一、侍は驕らずへつらわず、自分の分相応を守るのがよいでしょう。たとえば500貫文の知行で1,000貫文の者の真似をする者は、遠からず苦労するでしょう。なぜなら、人の収支は天から降ってきたり地から湧いて出る訳ではありません。知行を失うこともあるでしょう。軍役が多い年があったり、火事になったり、親類縁者が多くなったりもするでしょう。この内1つでも身に降りかかったならば、1,000貫文の収入が900貫文にも800貫文にもなるでしょう。そうなればこのような者は、百姓に無茶な課税をしたり商売に介入して町人に迷惑をかけるか、賭博で逆転を狙うか、どのようにしても資金を用意し、実力者に賄賂を贈って工作します。これで家老も目がくらみ、こういう者が忠義者だと呼んだりします。そうなると大将も500貫文の所領で1,000貫文の侍を雇っている訳で、見栄もはれます。そうなると、家中がこのような流儀で、大将は風流と華美を好んで何かと大身の真似をするので、借金がかさみ、資金の流れが次第に逼迫、町人・百姓から搾取し尽し、後は賭博に頼るでしょう。そうでない者は、衣装が粗末なので今回の出仕はどうしようか、人も馬も少なくて見苦しいので今回の供はどうしようか、大将や同僚の目など色々と思うものの、町人・百姓に負担を強いることも商売も賭博もできないのでどうしようもない。仮病を使って出てこなくなる。そうやって出仕の侍が徐々に少なくなっていく。一般の百姓たちも華美を好み、その上武家に搾取されて家財や田畑を捨てて他国に逃げていく。残った百姓たちは、何かあれば武家に思い知らせてやろうと企む。だから国が弱まり大将の戦力も弱い。今の上杉殿の家中はこんな状況です。よくよく覚えておくように。他人の財産を狙い、親類縁者も少なく、自然に福が来ると言っているような輩は、500貫文の収入で600~700貫文の真似をするだろう。1,000貫文の真似をするには、色々な苦労がなければ覚束ない。しかしながら、こういったことも分相応であることには劣ると考えておくように。貧乏な者の真似は上記のような結末になるだろう。

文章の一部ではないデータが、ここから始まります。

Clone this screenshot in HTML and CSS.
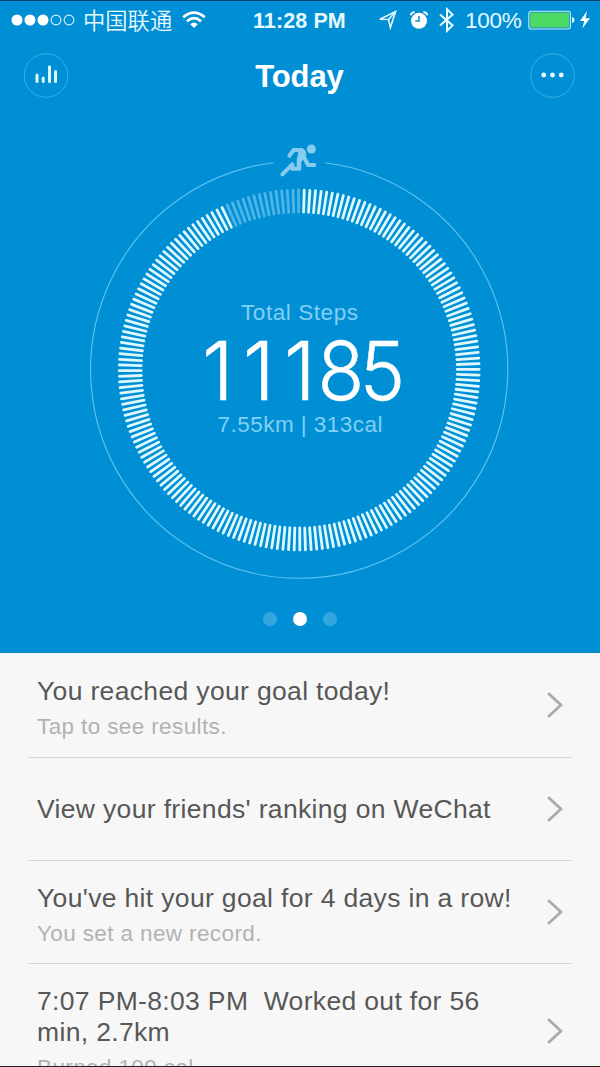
FILE: index.html
```html
<!DOCTYPE html>
<html lang="en">
<head>
<meta charset="utf-8">
<title>Today</title>
<link rel="stylesheet" href="styles.css">
</head>
<body>
<main class="screen">
  <section class="hero">
    <div class="status">
      <svg class="signal" width="64" height="12" viewBox="0 0 64 12">
        <g fill="#fff"><circle cx="6" cy="6" r="5.5"/><circle cx="19" cy="6" r="5.5"/><circle cx="32" cy="6" r="5.5"/></g>
        <g fill="none" stroke="#d3f3ff" stroke-width="1.1"><circle cx="45" cy="6" r="4.9"/><circle cx="58" cy="6" r="4.9"/></g>
      </svg>
      <span class="carrier">中国联通</span>
      <svg class="wifi" width="24" height="18" viewBox="0 0 24 18" fill="none" stroke="#fff" stroke-width="2.7">
        <path d="M1.2 6.2Q12 -3 22.8 6.2"/>
        <path d="M5 10.2Q12 4 19 10.2"/>
        <path d="M8.2 13.2Q12 9.6 15.8 13.2L12 17Z" fill="#fff" stroke="none"/>
      </svg>
      <span class="time">11:28 PM</span>
      <svg class="locate" width="20" height="20" viewBox="0 0 20 20" fill="none" stroke="#dff8ff" stroke-width="1.6" stroke-linejoin="miter">
        <path d="M1.8 9.3L17.6 1.6L12.4 17.6L10.6 9.5Z"/><path d="M10.6 9.5L17.2 2"/>
      </svg>
      <svg class="alarm" width="20" height="20" viewBox="0 0 20 20">
        <circle cx="10" cy="10.8" r="8" fill="#fff"/>
        <path d="M10 6V11H6.2" fill="none" stroke="#008fd5" stroke-width="1.5"/>
        <path d="M1.5 5.2Q2.6 2.4 5.6 2M14.4 2Q17.4 2.4 18.5 5.2" fill="none" stroke="#fff" stroke-width="1.8"/>
      </svg>
      <svg class="bluetooth" width="16" height="26" viewBox="0 0 16 26" fill="none" stroke="#e6faff" stroke-width="2">
        <path d="M1 7.4L13.6 18.4L8 23.8V2.2L13.6 7.6L1 18.6"/>
      </svg>
      <span class="percent">100%</span>
      <svg class="battery" width="48" height="20" viewBox="0 0 48 20">
        <rect x=".8" y="1.2" width="41.6" height="17.8" rx="2.5" fill="none" stroke="#c9f0f5" stroke-width="1.1"/>
        <rect x="2.2" y="2.6" width="38.8" height="15" rx="1" fill="#4cd964"/>
        <path d="M44 7Q46.6 7.6 46.6 10.1T44 13.2Z" fill="#e6faff"/>
      </svg>
      <svg class="bolt" width="12" height="20" viewBox="0 0 12 20"><path d="M8 1L1 11H5.2L3.4 18.6L11 8.2H6.6Z" fill="#fff"/></svg>
    </div>
    <header class="nav">
      <svg width="46" height="46" viewBox="0 0 46 46">
        <circle cx="23" cy="22.500" r="21.8" fill="none" stroke="#38b0e7"/>
        <g stroke="#dcf7ff" stroke-width="3" stroke-linecap="round"><path d="M14 22V28.400M20.200 25V28.400M26.500 13.800V28.400M32.500 18.400V28.400"/></g>
      </svg>
      <h1 class="title">Today</h1>
      <svg width="46" height="46" viewBox="0 0 46 46">
        <circle cx="22.500" cy="22.500" r="21.8" fill="none" stroke="#38b0e7"/>
        <g fill="#e6faff"><circle cx="13.7" cy="22" r="2.4"/><circle cx="22.5" cy="22" r="2.4"/><circle cx="31.3" cy="22" r="2.4"/></g>
      </svg>
    </header>
    <svg class="dial" width="440" height="450" viewBox="80 138 440 450">
      <path d="M325 162.7A208.6 208.6 0 1 1 273.4 162.7" fill="none" stroke="#5ec3f0" stroke-width="1.1"/>
      <g transform="translate(200 131) scale(.33333)" fill="none" stroke="#87ccee" stroke-width="12" stroke-linecap="round" stroke-linejoin="round">
        <circle cx="334" cy="54" r="13.500" fill="#87ccee" stroke="none"/>
        <path d="M268 74L281 57L304 57M308 70L324 102H343"/>
        <path d="M247 130L277 100V113H298V90"/>
        <path d="M281 52H306Q322 58 318 76L303 94V112H290V86L295 66Z" fill="#87ccee" stroke="none"/>
      </g>
      <g id="ticks" stroke-width="2.8" stroke-linecap="round"></g>
      <g class="dial-text">
        <text class="caption" x="241" y="320" textLength="117">Total Steps</text>
        <text class="steps" y="399.500" x="202 243 284">111</text>
        <text class="steps" transform="translate(317.500 399.500) scale(.95 1)" x="0 44.500">85</text>
        <text class="caption" x="217.500" y="431.500" textLength="165">7.55km | 313cal</text>
      </g>
    </svg>
    <div class="pager"><i class="dot"></i><i class="dot dot-active"></i><i class="dot"></i></div>
  </section>
  <section class="feed">
    <article class="row">
      <div class="copy"><h2 class="headline">You reached your goal today!</h2><p class="detail">Tap to see results.</p></div>
      <svg class="chevron" width="16" height="26" viewBox="0 0 16 26"><path d="M2 2L14 13L2 24"/></svg>
    </article>
    <article class="row">
      <div class="copy copy-single"><h2 class="headline">View your friends' ranking on WeChat</h2></div>
      <svg class="chevron" width="16" height="26" viewBox="0 0 16 26"><path d="M2 2L14 13L2 24"/></svg>
    </article>
    <article class="row">
      <div class="copy"><h2 class="headline">You've hit your goal for 4 days in a row!</h2><p class="detail">You set a new record.</p></div>
      <svg class="chevron" width="16" height="26" viewBox="0 0 16 26"><path d="M2 2L14 13L2 24"/></svg>
    </article>
    <article class="row row-tall">
      <div class="copy"><h2 class="headline">7:07 PM-8:03 PM&nbsp; Worked out for 56<br>min, 2.7km</h2><p class="detail">Burned 109 cal</p></div>
      <svg class="chevron" width="16" height="26" viewBox="0 0 16 26"><path d="M2 2L14 13L2 24"/></svg>
    </article>
  </section>
</main>
<script src="dial.js"></script>
</body>
</html>
```
FILE: dial.js
```js
// 200 ticks clockwise from the top; the last 14 are the unfilled part.
const group = document.getElementById('ticks');
for (let i = 1; i <= 200; i++) {
  const line = document.createElementNS('http://www.w3.org/2000/svg', 'line');
  line.setAttribute('x1', 299.2);
  line.setAttribute('x2', 299.2);
  line.setAttribute('y1', 190);
  line.setAttribute('y2', 212);
  line.setAttribute('stroke', i > 186 ? '#4db5e8' : '#dcf9ff');
  line.setAttribute('transform', `rotate(${i * 1.8 - 0.2} 299.2 370)`);
  group.appendChild(line);
}
```
FILE: styles.css
```css
* { box-sizing: border-box; margin: 0; padding: 0; }
body { font-family: "Liberation Sans", "Noto Sans CJK SC", sans-serif; background: #f7f7f7; }
svg { display: block; flex: none; }
.screen { height: 1067px; overflow: hidden; display: flex; flex-direction: column; border-top: 1px solid #0b3f70; border-bottom: 1px solid #222; }
.hero { height: 652px; flex: none; display: flex; flex-direction: column; background: #008fd5; border-bottom: 1px solid #0a83b8; }
.status { height: 38px; flex: none; display: flex; align-items: center; padding-left: 11px; color: #e6faff; }
.carrier { margin: 0 0 3px 8px; width: 91px; font: 350 22.3px/26px "Noto Sans CJK SC", sans-serif; white-space: nowrap; }
.wifi { margin: 0 0 0 8px; }
.time { margin: 2px 0 0 47px; width: 96px; font-size: 21.5px; font-weight: bold; letter-spacing: .1px; white-space: nowrap; }
.locate { margin-left: 29px; }
.alarm { margin-left: 11px; }
.bluetooth { margin-left: 10px; }
.percent { margin: 2px 0 0 10px; width: 58px; font-size: 22.5px; letter-spacing: -.3px; white-space: nowrap; }
.battery { margin-left: 5px; }
.bolt { margin-left: 3px; }
.nav { height: 74px; flex: none; display: flex; align-items: center; justify-content: space-between; padding: 0 24px 0 23px; }
.title { padding-top: 2px; color: #fff; font-size: 31px; line-height: 36px; font-weight: bold; letter-spacing: -.1px; }
.dial { margin: 25px auto 0; }
.caption { font-size: 22.5px; fill: #80d0f4; }
.steps { font-family: Inter, sans-serif; font-size: 80.5px; font-weight: 300; fill: #fff; stroke: #fff; stroke-width: .5px; }
.pager { display: flex; justify-content: center; gap: 16px; margin-top: 24px; }
.dot { width: 14px; height: 14px; border-radius: 50%; background: #34a6df; }
.dot-active { background: #fff; }
.feed { flex: 1; overflow: hidden; padding: 0 28px; }
.row { height: 103px; display: flex; align-items: center; justify-content: space-between; padding: 0 9px 0 9px; border-bottom: 1px solid #d8d8d8; }
.row:first-child { height: 105px; }
.row-tall { height: 134px; }
.copy { padding-top: 4px; }
.copy-single { padding-top: 0; }
.headline { font-size: 26.5px; line-height: 31px; font-weight: normal; letter-spacing: .34px; color: #575757; white-space: nowrap; }
.detail { margin-top: 7px; font-size: 22.5px; line-height: 25px; letter-spacing: .38px; color: #b2b2b2; }
.chevron { fill: none; stroke: #aaa; stroke-width: 2.8; stroke-linecap: round; }
```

一、万事倹約を守るように。華美を好む時は、民衆から搾取しよいことがない。倹約を守る時は、民衆を痛めず、武家も民衆も富貴である。国中が富貴であれば大将の戦力が高く、合戦の勝利は間違いない。亡き父は、身分が低い頃から天性の福人であると世間で言われていました。天の恵みでそうだったのではなく、第一に倹約を守り、華美を好まれなかったからです。概して武家は古風であるのがよいのです。流行を好むのは、恐らく軽薄な者だと常々おっしゃっていました。

一、手際だった合戦でおびただしい勝利を得たら、驕りの心が出るだろう。敵を侮り、行儀の悪いことが必ず出てくる。慎んで用心深くあるように。こうしたことで滅亡した家は古来より多い。この心得は全てに言える。勝って兜の緒を締めよということ、お忘れにならないように。

追伸 あなたは万事において私より生来優れているように見えますから、言わずもがなのことですが、昔の人の名言を聞いても忘れてしまうこともあるでしょうが、親の言い置いたことであるなら、心に忘れがたく残ることもあろうかと思い、このようにしました。